## start SUPPLIED INFORMATION

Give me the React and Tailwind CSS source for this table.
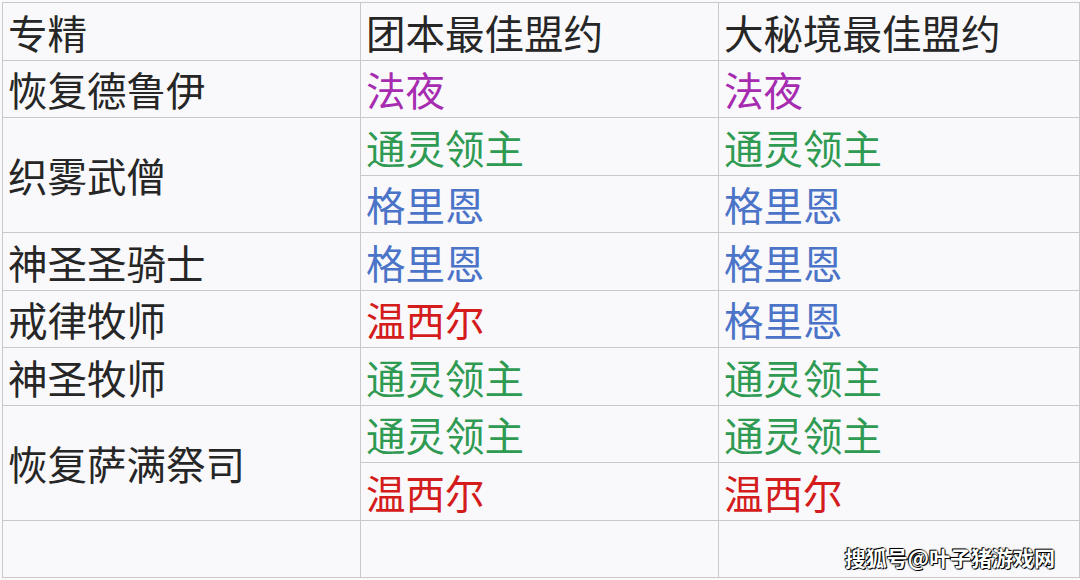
const tone = {
  purple: 'text-[#a62bb0]',
  green: 'text-[#2f9a52]',
  blue: 'text-[#4b74c8]',
  red: 'text-[#d41c1c]',
};

const rows = [
  { spec: '恢复德鲁伊', picks: [[['法夜', 'purple'], ['法夜', 'purple']]] },
  {
    spec: '织雾武僧',
    picks: [
      [['通灵领主', 'green'], ['通灵领主', 'green']],
      [['格里恩', 'blue'], ['格里恩', 'blue']],
    ],
  },
  { spec: '神圣圣骑士', picks: [[['格里恩', 'blue'], ['格里恩', 'blue']]] },
  { spec: '戒律牧师', picks: [[['温西尔', 'red'], ['格里恩', 'blue']]] },
  { spec: '神圣牧师', picks: [[['通灵领主', 'green'], ['通灵领主', 'green']]] },
  {
    spec: '恢复萨满祭司',
    picks: [
      [['通灵领主', 'green'], ['通灵领主', 'green']],
      [['温西尔', 'red'], ['温西尔', 'red']],
    ],
  },
];

const cell = 'flex items-center border-r border-b border-[#c9c9cc] pl-[5px]';

export default function App() {
  return (
    <div
      className="h-[580px] w-[1080px] overflow-hidden bg-[#f9f9fb] pl-[2px] pt-[2px] text-[39.5px] leading-none text-[#262626]"
      style={{ fontFamily: '"Noto Sans CJK SC", "Noto Sans", sans-serif' }}
    >
      <div className="grid grid-cols-[358px_358px_361px] auto-rows-[57.5px] border-t border-l border-[#c9c9cc]">
        <div className={`${cell} h-[58px]`}>专精</div>
        <div className={`${cell} h-[58px]`}>团本最佳盟约</div>
        <div className={`${cell} h-[58px]`}>大秘境最佳盟约</div>

        {rows.map((row) => (
          <Row key={row.spec} row={row} />
        ))}

        <div className={cell} />
        <div className={cell} />
        <div className="flex items-end justify-end border-r border-b border-[#c9c9cc] pr-[24px] pb-[9px]">
          <span
            className="text-[21px] font-bold text-white"
            style={{ textShadow: '0 0 2px #000, 0 0 1px #000, 1px 1px 0 #000, -1px -1px 0 #000' }}
          >
            搜狐号@叶子猪游戏网
          </span>
        </div>
      </div>
    </div>
  );
}

function Row({ row }) {
  const span = row.picks.length === 2 ? 'row-span-2' : '';
  return (
    <>
      <div className={`${cell} ${span}`}>{row.spec}</div>
      {row.picks.map((pair, i) => (
        <PickPair key={i} pair={pair} />
      ))}
    </>
  );
}

function PickPair({ pair }) {
  return (
    <>
      {pair.map(([name, color], j) => (
        <div key={j} className={`${cell} ${tone[color]}`}>
          {name}
        </div>
      ))}
    </>
  );
}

## end SUPPLIED INFORMATION

» **WHAT TO DO**
Exactly as written, return every line of the listing, but not the pictures.

» **TASK RESULT**
Give me the React and Tailwind CSS source for this table.
const tone = {
  purple: 'text-[#a62bb0]',
  green: 'text-[#2f9a52]',
  blue: 'text-[#4b74c8]',
  red: 'text-[#d41c1c]',
};

const rows = [
  { spec: '恢复德鲁伊', picks: [[['法夜', 'purple'], ['法夜', 'purple']]] },
  {
    spec: '织雾武僧',
    picks: [
      [['通灵领主', 'green'], ['通灵领主', 'green']],
      [['格里恩', 'blue'], ['格里恩', 'blue']],
    ],
  },
  { spec: '神圣圣骑士', picks: [[['格里恩', 'blue'], ['格里恩', 'blue']]] },
  { spec: '戒律牧师', picks: [[['温西尔', 'red'], ['格里恩', 'blue']]] },
  { spec: '神圣牧师', picks: [[['通灵领主', 'green'], ['通灵领主', 'green']]] },
  {
    spec: '恢复萨满祭司',
    picks: [
      [['通灵领主', 'green'], ['通灵领主', 'green']],
      [['温西尔', 'red'], ['温西尔', 'red']],
    ],
  },
];

const cell = 'flex items-center border-r border-b border-[#c9c9cc] pl-[5px]';

export default function App() {
  return (
    <div
      className="h-[580px] w-[1080px] overflow-hidden bg-[#f9f9fb] pl-[2px] pt-[2px] text-[39.5px] leading-none text-[#262626]"
      style={{ fontFamily: '"Noto Sans CJK SC", "Noto Sans", sans-serif' }}
    >
      <div className="grid grid-cols-[358px_358px_361px] auto-rows-[57.5px] border-t border-l border-[#c9c9cc]">
        <div className={`${cell} h-[58px]`}>专精</div>
        <div className={`${cell} h-[58px]`}>团本最佳盟约</div>
        <div className={`${cell} h-[58px]`}>大秘境最佳盟约</div>

        {rows.map((row) => (
          <Row key={row.spec} row={row} />
        ))}

        <div className={cell} />
        <div className={cell} />
        <div className="flex items-end justify-end border-r border-b border-[#c9c9cc] pr-[24px] pb-[9px]">
          <span
            className="text-[21px] font-bold text-white"
            style={{ textShadow: '0 0 2px #000, 0 0 1px #000, 1px 1px 0 #000, -1px -1px 0 #000' }}
          >
            搜狐号@叶子猪游戏网
          </span>
        </div>
      </div>
    </div>
  );
}

function Row({ row }) {
  const span = row.picks.length === 2 ? 'row-span-2' : '';
  return (
    <>
      <div className={`${cell} ${span}`}>{row.spec}</div>
      {row.picks.map((pair, i) => (
        <PickPair key={i} pair={pair} />
      ))}
    </>
  );
}

function PickPair({ pair }) {
  return (
    <>
      {pair.map(([name, color], j) => (
        <div key={j} className={`${cell} ${tone[color]}`}>
          {name}
        </div>
      ))}
    </>
  );
}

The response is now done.